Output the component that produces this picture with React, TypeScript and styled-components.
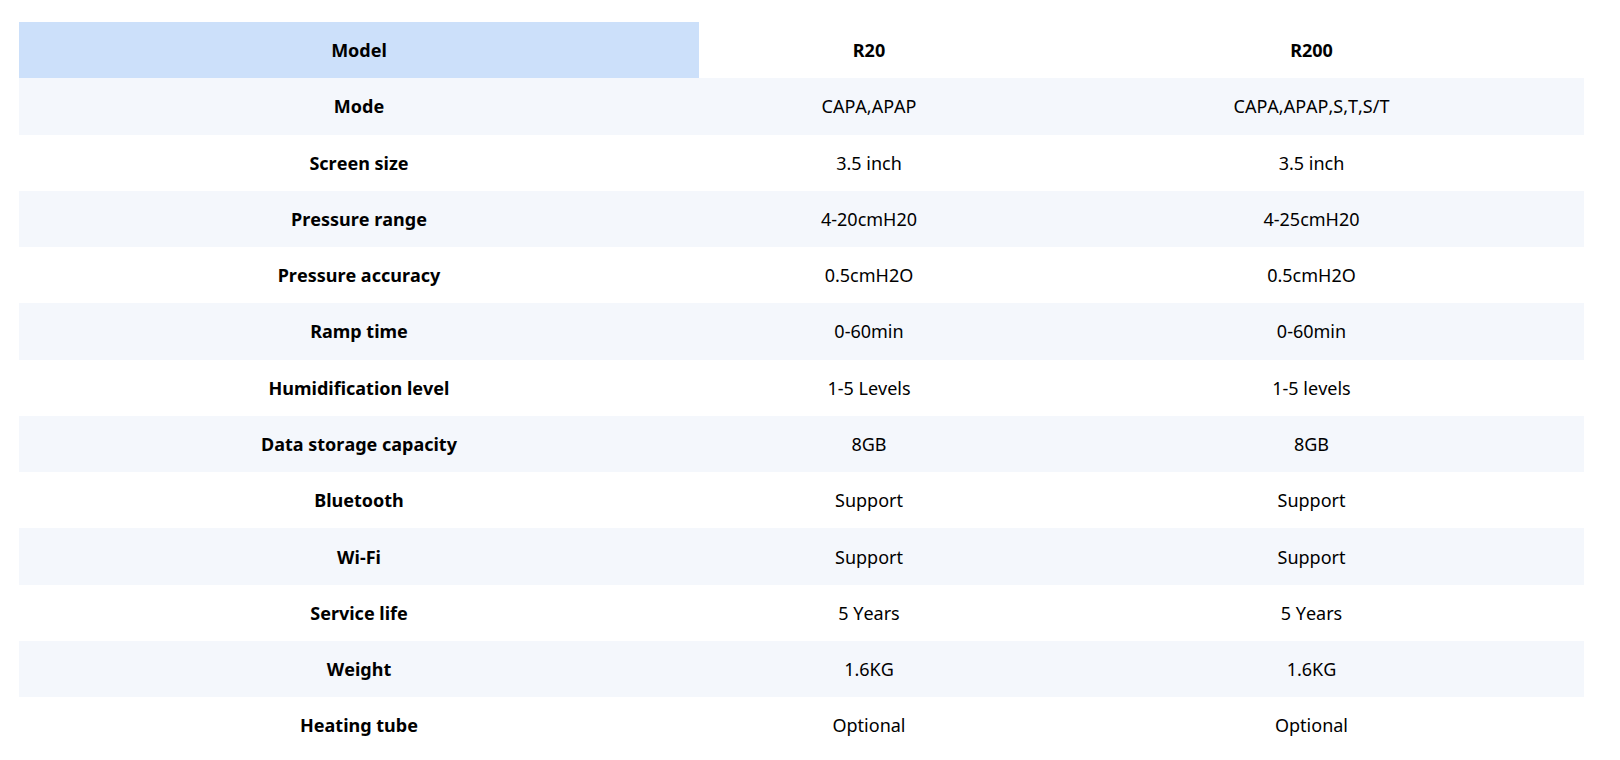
import React from "react";
import styled, { createGlobalStyle } from "styled-components";

const Global = createGlobalStyle`
  html, body { margin: 0; padding: 0; background: #ffffff; }
  body { font-family: "Noto Sans", "Open Sans", sans-serif; color: #000; }
`;

const Page = styled.div`
  padding: 22px 36px 0 19px;
`;

const Table = styled.div`
  display: grid;
  grid-template-columns: 680px 340px 545px;
  width: 1565px;
`;

const Row = styled.div<{ $striped?: boolean }>`
  display: contents;
  & > div {
    background: ${(p) => (p.$striped ? "#f4f7fc" : "#ffffff")};
  }
`;

const Cell = styled.div<{ $bold?: boolean; $head?: boolean }>`
  height: 56.27px;
  display: flex;
  align-items: center;
  justify-content: center;
  font-size: 18px;
  font-kerning: none;
  font-weight: ${(p) => (p.$bold ? 700 : 400)};
  ${(p) => (p.$head ? "background: #cce0fa !important;" : "")}
`;

const rows: [string, string, string][] = [
  ["Mode", "CAPA,APAP", "CAPA,APAP,S,T,S/T"],
  ["Screen size", "3.5 inch", "3.5 inch"],
  ["Pressure range", "4-20cmH20", "4-25cmH20"],
  ["Pressure accuracy", "0.5cmH2O", "0.5cmH2O"],
  ["Ramp time", "0-60min", "0-60min"],
  ["Humidification level", "1-5 Levels", "1-5 levels"],
  ["Data storage capacity", "8GB", "8GB"],
  ["Bluetooth", "Support", "Support"],
  ["Wi-Fi", "Support", "Support"],
  ["Service life", "5 Years", "5 Years"],
  ["Weight", "1.6KG", "1.6KG"],
  ["Heating tube", "Optional", "Optional"],
];

export default function App() {
  return (
    <>
      <Global />
      <Page>
        <Table>
          <Row>
            <Cell $bold $head>Model</Cell>
            <Cell $bold>R20</Cell>
            <Cell $bold>R200</Cell>
          </Row>
          {rows.map((r, i) => (
            <Row key={r[0]} $striped={i % 2 === 0}>
              <Cell $bold>{r[0]}</Cell>
              <Cell>{r[1]}</Cell>
              <Cell>{r[2]}</Cell>
            </Row>
          ))}
        </Table>
      </Page>
    </>
  );
}
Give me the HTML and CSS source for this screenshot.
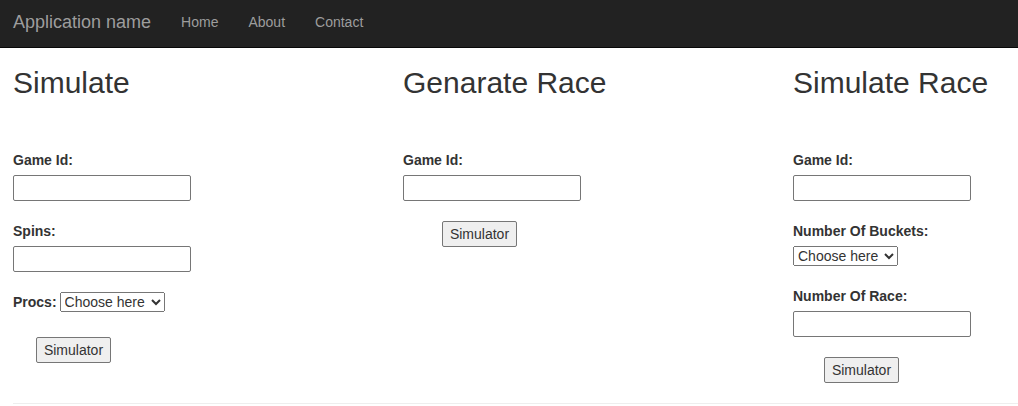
FILE: index.html
```html
<!DOCTYPE html>
<html>
<head>
<meta charset="utf-8">
<title>Application name</title>
<link rel="stylesheet" href="styles.css">
</head>
<body>
<nav class="navbar">
  <a class="brand" href="#">Application name</a>
  <a class="nav-link" href="#">Home</a>
  <a class="nav-link" href="#">About</a>
  <a class="nav-link" href="#">Contact</a>
</nav>
<main class="page">
  <div class="row">
    <section class="col">
      <h2>Simulate</h2>
      <div class="field">
        <label class="lbl">Game Id:</label>
        <input class="txt" type="text">
      </div>
      <div class="field">
        <label class="lbl">Spins:</label>
        <input class="txt" type="text">
      </div>
      <div class="inline-field">
        <label class="lbl-inline">Procs:</label>
        <select class="sel"><option>Choose here</option></select>
      </div>
      <button class="btn btn-a">Simulator</button>
    </section>
    <section class="col">
      <h2>Genarate Race</h2>
      <div class="field">
        <label class="lbl">Game Id:</label>
        <input class="txt" type="text">
      </div>
      <button class="btn btn-b">Simulator</button>
    </section>
    <section class="col col-last">
      <h2>Simulate Race</h2>
      <div class="field">
        <label class="lbl">Game Id:</label>
        <input class="txt" type="text">
      </div>
      <div class="field">
        <label class="lbl">Number Of Buckets:</label>
        <select class="sel"><option>Choose here</option></select>
      </div>
      <div class="field">
        <label class="lbl">Number Of Race:</label>
        <input class="txt" type="text">
      </div>
      <button class="btn btn-c">Simulator</button>
    </section>
  </div>
  <hr class="rule">
</main>
</body>
</html>
```
FILE: styles.css
```css
html, body {
  margin: 0;
  padding: 0;
  overflow: hidden;
}
body {
  font-family: "Liberation Sans", Arial, sans-serif;
  font-size: 14px;
  line-height: 20px;
  color: #333;
  background: #fff;
}
.navbar {
  display: flex;
  align-items: center;
  height: 43px;
  padding-bottom: 4px;
  background: #222;
  border-bottom: 1px solid #080808;
  padding-left: 13px;
}
.brand {
  font-size: 18px;
  color: #9d9d9d;
  text-decoration: none;
  margin-right: 15px;
  line-height: 20px;
}
.nav-link {
  color: #9d9d9d;
  text-decoration: none;
  padding: 0 15px;
  line-height: 20px;
}
.page {
  padding-left: 13px;
}
.row {
  display: flex;
  align-items: flex-start;
}
.col {
  width: 390px;
  flex: none;
  display: flex;
  flex-direction: column;
  align-items: flex-start;
}
.col-last {
  flex: 1;
  width: auto;
  min-width: 0;
}
h2 {
  font-size: 30px;
  font-weight: 500;
  line-height: 33px;
  margin: 18px 0 51px;
  white-space: nowrap;
}
.field {
  display: flex;
  flex-direction: column;
  align-items: flex-start;
  margin-bottom: 20px;
}
.lbl {
  font-weight: bold;
  line-height: 20px;
  margin-bottom: 5px;
}
.txt {
  box-sizing: border-box;
  width: 178px;
  height: 26px;
  border: 1px solid #767676;
  border-radius: 2px;
  padding: 1px 2px;
  font: inherit;
  margin: 0;
}
.sel {
  box-sizing: border-box;
  width: 105px;
  height: 20px;
  font-family: inherit;
  font-size: 14px;
  color: #333;
  margin: 0;
}
.inline-field {
  display: flex;
  align-items: center;
  height: 20px;
  margin-bottom: 25px;
}
.lbl-inline {
  font-weight: bold;
  margin-right: 3px;
}
.btn {
  box-sizing: border-box;
  width: 75px;
  height: 26px;
  padding: 0 6px;
  font-family: inherit;
  font-size: 14px;
  color: #333;
  background: #efefef;
  border: 1px solid #767676;
  border-radius: 2px;
  margin: 0;
}
.btn-a { margin-left: 23px; }
.btn-b { margin-left: 39px; }
.btn-c { margin-left: 31px; }
.rule {
  border: 0;
  border-top: 1px solid #eee;
  margin: 20px 0 0;
}
```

******************************

Task to carry out: Extract the full listing above verbatim; pictures are to be left out of the copy.

Correct answer:
Output the component that produces this picture with React, TypeScript and styled-components.
import React from "react";
import styled, { createGlobalStyle } from "styled-components";

const Global = createGlobalStyle`
  html, body { margin: 0; padding: 0; background: #ffffff; }
  body { font-family: "Noto Sans", "Open Sans", sans-serif; color: #000; }
`;

const Page = styled.div`
  padding: 22px 36px 0 19px;
`;

const Table = styled.div`
  display: grid;
  grid-template-columns: 680px 340px 545px;
  width: 1565px;
`;

const Row = styled.div<{ $striped?: boolean }>`
  display: contents;
  & > div {
    background: ${(p) => (p.$striped ? "#f4f7fc" : "#ffffff")};
  }
`;

const Cell = styled.div<{ $bold?: boolean; $head?: boolean }>`
  height: 56.27px;
  display: flex;
  align-items: center;
  justify-content: center;
  font-size: 18px;
  font-kerning: none;
  font-weight: ${(p) => (p.$bold ? 700 : 400)};
  ${(p) => (p.$head ? "background: #cce0fa !important;" : "")}
`;

const rows: [string, string, string][] = [
  ["Mode", "CAPA,APAP", "CAPA,APAP,S,T,S/T"],
  ["Screen size", "3.5 inch", "3.5 inch"],
  ["Pressure range", "4-20cmH20", "4-25cmH20"],
  ["Pressure accuracy", "0.5cmH2O", "0.5cmH2O"],
  ["Ramp time", "0-60min", "0-60min"],
  ["Humidification level", "1-5 Levels", "1-5 levels"],
  ["Data storage capacity", "8GB", "8GB"],
  ["Bluetooth", "Support", "Support"],
  ["Wi-Fi", "Support", "Support"],
  ["Service life", "5 Years", "5 Years"],
  ["Weight", "1.6KG", "1.6KG"],
  ["Heating tube", "Optional", "Optional"],
];

export default function App() {
  return (
    <>
      <Global />
      <Page>
        <Table>
          <Row>
            <Cell $bold $head>Model</Cell>
            <Cell $bold>R20</Cell>
            <Cell $bold>R200</Cell>
          </Row>
          {rows.map((r, i) => (
            <Row key={r[0]} $striped={i % 2 === 0}>
              <Cell $bold>{r[0]}</Cell>
              <Cell>{r[1]}</Cell>
              <Cell>{r[2]}</Cell>
            </Row>
          ))}
        </Table>
      </Page>
    </>
  );
}
Give me the HTML and CSS source for this screenshot.
FILE: index.html
```html
<!DOCTYPE html>
<html>
<head>
<meta charset="utf-8">
<title>Application name</title>
<link rel="stylesheet" href="styles.css">
</head>
<body>
<nav class="navbar">
  <a class="brand" href="#">Application name</a>
  <a class="nav-link" href="#">Home</a>
  <a class="nav-link" href="#">About</a>
  <a class="nav-link" href="#">Contact</a>
</nav>
<main class="page">
  <div class="row">
    <section class="col">
      <h2>Simulate</h2>
      <div class="field">
        <label class="lbl">Game Id:</label>
        <input class="txt" type="text">
      </div>
      <div class="field">
        <label class="lbl">Spins:</label>
        <input class="txt" type="text">
      </div>
      <div class="inline-field">
        <label class="lbl-inline">Procs:</label>
        <select class="sel"><option>Choose here</option></select>
      </div>
      <button class="btn btn-a">Simulator</button>
    </section>
    <section class="col">
      <h2>Genarate Race</h2>
      <div class="field">
        <label class="lbl">Game Id:</label>
        <input class="txt" type="text">
      </div>
      <button class="btn btn-b">Simulator</button>
    </section>
    <section class="col col-last">
      <h2>Simulate Race</h2>
      <div class="field">
        <label class="lbl">Game Id:</label>
        <input class="txt" type="text">
      </div>
      <div class="field">
        <label class="lbl">Number Of Buckets:</label>
        <select class="sel"><option>Choose here</option></select>
      </div>
      <div class="field">
        <label class="lbl">Number Of Race:</label>
        <input class="txt" type="text">
      </div>
      <button class="btn btn-c">Simulator</button>
    </section>
  </div>
  <hr class="rule">
</main>
</body>
</html>
```
FILE: styles.css
```css
html, body {
  margin: 0;
  padding: 0;
  overflow: hidden;
}
body {
  font-family: "Liberation Sans", Arial, sans-serif;
  font-size: 14px;
  line-height: 20px;
  color: #333;
  background: #fff;
}
.navbar {
  display: flex;
  align-items: center;
  height: 43px;
  padding-bottom: 4px;
  background: #222;
  border-bottom: 1px solid #080808;
  padding-left: 13px;
}
.brand {
  font-size: 18px;
  color: #9d9d9d;
  text-decoration: none;
  margin-right: 15px;
  line-height: 20px;
}
.nav-link {
  color: #9d9d9d;
  text-decoration: none;
  padding: 0 15px;
  line-height: 20px;
}
.page {
  padding-left: 13px;
}
.row {
  display: flex;
  align-items: flex-start;
}
.col {
  width: 390px;
  flex: none;
  display: flex;
  flex-direction: column;
  align-items: flex-start;
}
.col-last {
  flex: 1;
  width: auto;
  min-width: 0;
}
h2 {
  font-size: 30px;
  font-weight: 500;
  line-height: 33px;
  margin: 18px 0 51px;
  white-space: nowrap;
}
.field {
  display: flex;
  flex-direction: column;
  align-items: flex-start;
  margin-bottom: 20px;
}
.lbl {
  font-weight: bold;
  line-height: 20px;
  margin-bottom: 5px;
}
.txt {
  box-sizing: border-box;
  width: 178px;
  height: 26px;
  border: 1px solid #767676;
  border-radius: 2px;
  padding: 1px 2px;
  font: inherit;
  margin: 0;
}
.sel {
  box-sizing: border-box;
  width: 105px;
  height: 20px;
  font-family: inherit;
  font-size: 14px;
  color: #333;
  margin: 0;
}
.inline-field {
  display: flex;
  align-items: center;
  height: 20px;
  margin-bottom: 25px;
}
.lbl-inline {
  font-weight: bold;
  margin-right: 3px;
}
.btn {
  box-sizing: border-box;
  width: 75px;
  height: 26px;
  padding: 0 6px;
  font-family: inherit;
  font-size: 14px;
  color: #333;
  background: #efefef;
  border: 1px solid #767676;
  border-radius: 2px;
  margin: 0;
}
.btn-a { margin-left: 23px; }
.btn-b { margin-left: 39px; }
.btn-c { margin-left: 31px; }
.rule {
  border: 0;
  border-top: 1px solid #eee;
  margin: 20px 0 0;
}
```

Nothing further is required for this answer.